# Adventures in Flame Placement



## kustomkb (Dec 12, 2008)

Here is Philip Duclos' Fire Eater.

I made this engine as first year apprentice from the plans in "steam and stirling"
Vol I and II have some very nice plans and machining instructions.

http://video.google.com/videoplay?docid=6887826881014803554&hl=en

Enjoy!

-Kevin.


----------



## cfellows (Dec 12, 2008)

Great engine and great video. It shows how painful it can be to get these engines running some times. I still can't figure out why they are so finicky. I know they produce very little power, but it just doesn't seem like the flame placement should be so tricky.

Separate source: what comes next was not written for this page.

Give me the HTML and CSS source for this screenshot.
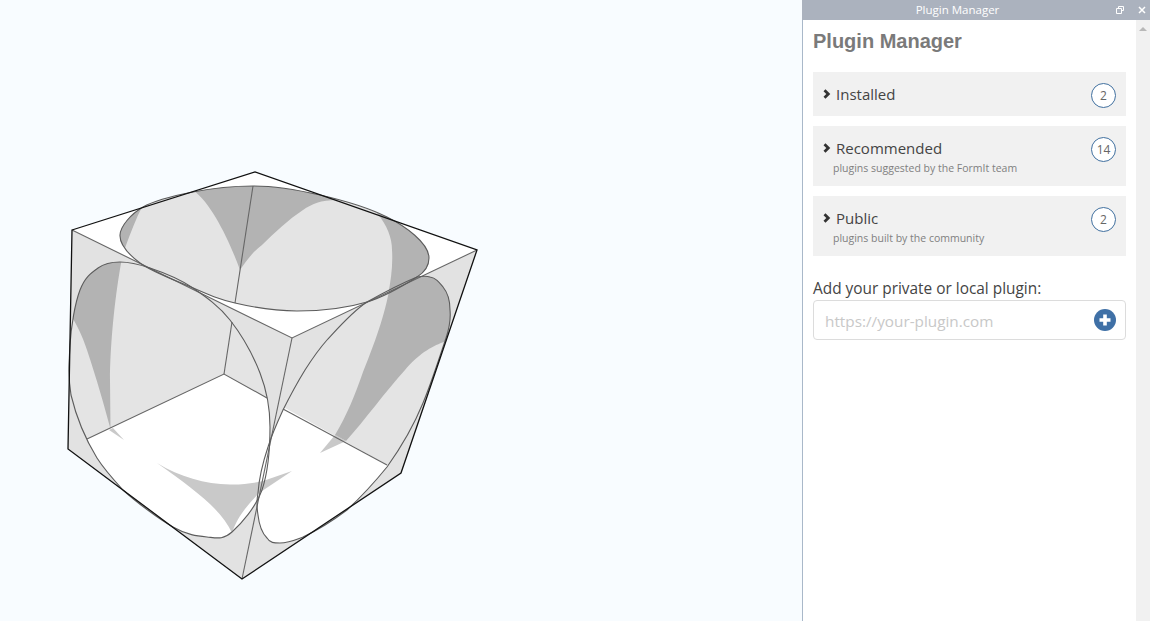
FILE: index.html
```html
<!DOCTYPE html>
<html lang="en">
<head>
<meta charset="utf-8">
<title>Plugin Manager</title>
<link rel="stylesheet" href="styles.css">
</head>
<body>
<div class="app">
  <main class="viewport">
    <svg class="scene" viewBox="0 0 802 621" width="802" height="621">
      <defs>
        <path id="ell" d="M253,186 C274,186 298,190 320,195 C342,200 367,207 387,217 C405,226 429,243 429,258 C429,266 425,272 417,277 C406,284 387,296 367,302 C347,308 319,311 297,311 C275,311 252,307 235,303 C218,299 209,295 193,288 C177,281 152,272 140,263 C128,254 119.5,244 120,235 C120.5,226 131,214 143,207 C155,200 175,195.5 193,192 C211,188.5 232,186 253,186 Z"/>
        <path id="lc" d="M120,262 C129,262 138,264 150,268 C162,272 180,279 193,288 C206,297 219,306 230,320 C241,334 253,355 260,373 C267,391 270,407 270,427 C270,447 268,472 262,490 C256,507 241,524 232,532 C223,540 217,538 207,537 C197,536 187,535 173,527 C159,519 136,502 123,490 C112,478 104,469 97,458 C86,440 76,416 71,395 C68,376 69,362.5 70,345 C71,327 75,303 80,290 C85,277 91,273 98,268 C105,263 111,262 120,262 Z"/>
        <path id="rc" d="M417,277 C423,276 427,276 430,277 C436,278 439,282 443,287 C448,293 450,300 450,310 C451,320 449,329 446,338 C438,362 431,384 423,403 C414,425 402,446 387,467 C374,483 361,497 347,510 C331,522 316,531 303,537 C295,540 288,543 280,543 C274,543 270,543 267,538 C262,533 259,524 258,515 C257,508 256,503 258,493 C259,478 263,462 268,447 C272,434 277,423 283,410 C290,396 297,383 305,370 C312,359 319,349 327,340 C339,327 353,311 367,302 C383,293 400,284 417,277 Z"/>
        <clipPath id="clip-ell"><use href="#ell"/></clipPath>
        <clipPath id="clip-lc"><use href="#lc"/></clipPath>
        <clipPath id="clip-rc"><use href="#rc"/></clipPath>
        <clipPath id="clip-floor"><polygon points="60,452 224,374 400,472 300,600 60,600"/></clipPath>
      </defs>

      <polygon class="wall" points="72,230 68,449 242,579 401,473 477,250 292,338"/>
      <polygon class="white" points="72,230 255,172 477,250 292,338"/>

      <use href="#lc" class="face"/>
      <use href="#rc" class="face"/>
      <g clip-path="url(#clip-floor)">
        <use href="#lc" class="white"/>
        <use href="#rc" class="white"/>
      </g>

      <g clip-path="url(#clip-lc)">
        <path class="shade" d="M122,258 C114,300 110,350 110,380 L110.5,429 C104,405 97,380 87,350 C82,335 76,322 68,312 L60,255 Z"/>
        <polygon class="shade-soft" points="109,430 113,428 124,440"/>
        <path class="shade-soft" d="M157,463 C180,477 205,484 230,484.5 C252,485 273,480 292,471 L259,493 C248,505 238,515 232,533 C222,510 195,490 157,463 Z"/>
      </g>
      <g clip-path="url(#clip-rc)">
        <path class="shade" d="M390,285 C386,310 378,335 363,372 C355,395 347,415 335,435 L346,441 C365,420 385,392 405,370 C420,352 435,345 444,342 L470,330 L460,265 L410,265 Z"/>
        <polygon class="shade-soft" points="335,435 346,441 320,453"/>
      </g>
      <polygon class="shade-soft" points="259,493 292,471 263,481"/>

      <use href="#ell" class="face"/>
      <g clip-path="url(#clip-ell)">
        <path class="shade" d="M143,205 C136,218 131,232 125,248 L110,240 L130,200 Z"/>
        <path class="shade" d="M193,190 C212,204 229,240 240,270 C248,258 255,250 262,245 C275,232 288,220 303,210 C312,204 320,200 338,200 L300,175 L200,175 Z"/>
        <path class="shade" d="M377,213 C387,225 392,238 392,250 C393,265 391,280 388,295 L440,300 L440,210 Z"/>
      </g>

      <line class="edge" x1="253" y1="186" x2="235" y2="303"/>
      <line class="edge" x1="232" y1="322" x2="224" y2="374"/>
      <polyline class="edge" points="87,439 224,374 267,398"/>
      <line class="edge" x1="283" y1="409" x2="387" y2="465"/>
      <line class="edge" x1="292" y1="338" x2="242" y2="579"/>
      <polyline class="edge" points="72,230 292,338 477,250"/>
      <use href="#lc" class="curve"/>
      <use href="#rc" class="curve"/>
      <use href="#ell" class="curve"/>
      <polygon class="outline" points="72,230 255,172 477,250 401,473 242,579 68,449"/>
    </svg>
  </main>

  <aside class="panel">
    <header class="titlebar">
      <span class="titlebar-text">Plugin Manager</span>
      <svg class="win-icon win-restore" viewBox="0 0 8 8" width="8" height="8"><path d="M2.5 2V.5h5v4H6M.5 2.5h5v5h-5z"/></svg>
      <svg class="win-icon win-close" viewBox="0 0 8 8" width="8" height="8"><path d="M1 1l6 6M7 1L1 7"/></svg>
    </header>
    <div class="panel-body">
      <div class="content">
        <h1 class="heading">Plugin Manager</h1>
        <section class="card card-short">
          <div class="card-main">
            <div class="card-title">
              <svg class="chev" viewBox="0 0 8 10" width="8" height="10"><path d="M1.5 1.2l3.8 3.8-3.8 3.8"/></svg>
              <span>Installed</span>
            </div>
          </div>
          <span class="badge">2</span>
        </section>
        <section class="card">
          <div class="card-main">
            <div class="card-title">
              <svg class="chev" viewBox="0 0 8 10" width="8" height="10"><path d="M1.5 1.2l3.8 3.8-3.8 3.8"/></svg>
              <span>Recommended</span>
            </div>
            <p class="card-sub">plugins suggested by the FormIt team</p>
          </div>
          <span class="badge">14</span>
        </section>
        <section class="card">
          <div class="card-main">
            <div class="card-title">
              <svg class="chev" viewBox="0 0 8 10" width="8" height="10"><path d="M1.5 1.2l3.8 3.8-3.8 3.8"/></svg>
              <span>Public</span>
            </div>
            <p class="card-sub">plugins built by the community</p>
          </div>
          <span class="badge">2</span>
        </section>
        <label class="add-label">Add your private or local plugin:</label>
        <div class="add-box">
          <span class="placeholder">https://your-plugin.com</span>
          <svg class="add-btn" viewBox="0 0 22 22" width="22" height="22"><circle cx="11" cy="11" r="11"/><path d="M11 5.5v11M5.5 11h11"/></svg>
        </div>
      </div>
      <div class="scrollbar"><span class="scroll-up"></span></div>
    </div>
  </aside>
</div>
</body>
</html>
```
FILE: styles.css
```css
* { box-sizing: border-box; }
html, body { margin: 0; height: 100%; overflow: hidden; }
body { font-family: "Open Sans", "Noto Sans", sans-serif; background: #f8fcff; }
.app { display: flex; height: 621px; width: 1150px; }
.viewport { width: 802px; flex: none; background: #f8fcff; }
.scene { display: block; }
.wall { fill: #e2e2e2; }
.white { fill: #fff; }
.face { fill: #e4e4e4; }
.shade { fill: #b3b3b3; }
.shade-soft { fill: #c9c9c9; }
.edge { stroke: #666; stroke-width: 1.1; fill: none; }
.curve { stroke: #5c5c5c; stroke-width: 1.1; fill: none; }
.outline { stroke: #111; stroke-width: 1.3; fill: none; stroke-linejoin: miter; }

.panel { width: 348px; flex: none; display: flex; flex-direction: column; background: #fff; border-left: 1px solid #a9b8c9; }
.titlebar { height: 20px; flex: none; background: #abb2be; display: flex; align-items: center; color: #fff; margin-left: -1px; }
.titlebar-text { width: 311px; text-align: center; font-size: 11.5px; line-height: 16px; }
.win-icon { flex: none; fill: none; stroke: #fff; }
.win-restore { margin-left: 3px; stroke-width: 1; }
.win-close { margin-left: 14px; stroke-width: 1.5; }

.panel-body { flex: 1; display: flex; min-height: 0; }
.content { width: 333px; flex: none; padding: 0 10px; }
.heading { margin: 9px 0 19px; font: bold 20px/24px "Liberation Sans", Arial, sans-serif; color: #7a7a7a; }
.card { height: 60px; background: #f1f1f1; margin-bottom: 10px; display: flex; justify-content: space-between; padding: 11px 10px 0 10px; }
.card-short { height: 44px; }
.card-title { display: flex; align-items: center; gap: 5px; font-size: 15px; line-height: 22px; color: #444; }
.card-sub { margin: 2px 0 0 10px; font-size: 10.5px; line-height: 15px; color: #808080; }
.chev { flex: none; fill: none; stroke: #333; stroke-width: 2.8; }
.badge { width: 25px; height: 25px; border: 1px solid #41709f; border-radius: 50%; display: flex; align-items: center; justify-content: center; font-size: 12px; color: #666; flex: none; background: #fff; }
.add-label { display: block; margin-top: 21px; margin-bottom: -1px; font-size: 15.4px; line-height: 24px; color: #444; }
.add-box { height: 40px; border: 1px solid #dcdcdc; border-radius: 4px; display: flex; align-items: center; justify-content: space-between; padding: 1px 9px 0 11px; }
.placeholder { font-size: 15.3px; color: #c8c8c8; }
.add-btn { flex: none; fill: #3f70a6; stroke: none; margin-top: -1px; }
.add-btn path { stroke: #fff; stroke-width: 3.6; fill: none; }
.scrollbar { width: 14px; flex: none; background: #f1f1f1; display: flex; justify-content: center; padding-top: 7px; }
.scroll-up { width: 0; height: 0; border-left: 4px solid transparent; border-right: 4px solid transparent; border-bottom: 4px solid #b8b8b8; }
```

I'm going to have to build this engine one of these days. It's one of my favorite flame lickers!

Chuck


----------



## Maryak (Dec 12, 2008)

Well Done Kevin 
	

	
	
		
		

		
			





Best Regards
Bob


----------



## rake60 (Dec 12, 2008)

Great video Kevin!

I love seeing any flame licker run! 
It is amazing just how finicky they are about the flame placement.
You can find the perfect sweet spot. The next day the ambient 
temperature and humidity are a little different, and the rules
all change. 

Sometimes it's an entertaining challenge.
Sometimes times it becomes an infuriating ordeal!

Great work there!

Rick


----------



## kustomkb (Dec 13, 2008)

Thanks!

It was a lot of fun to build. the slightest breeze or having the furnace turn on can change everything too.

I've got a couple engines on the go, but after those I'd like to try Jan Ridders twin.

Kevin.


----------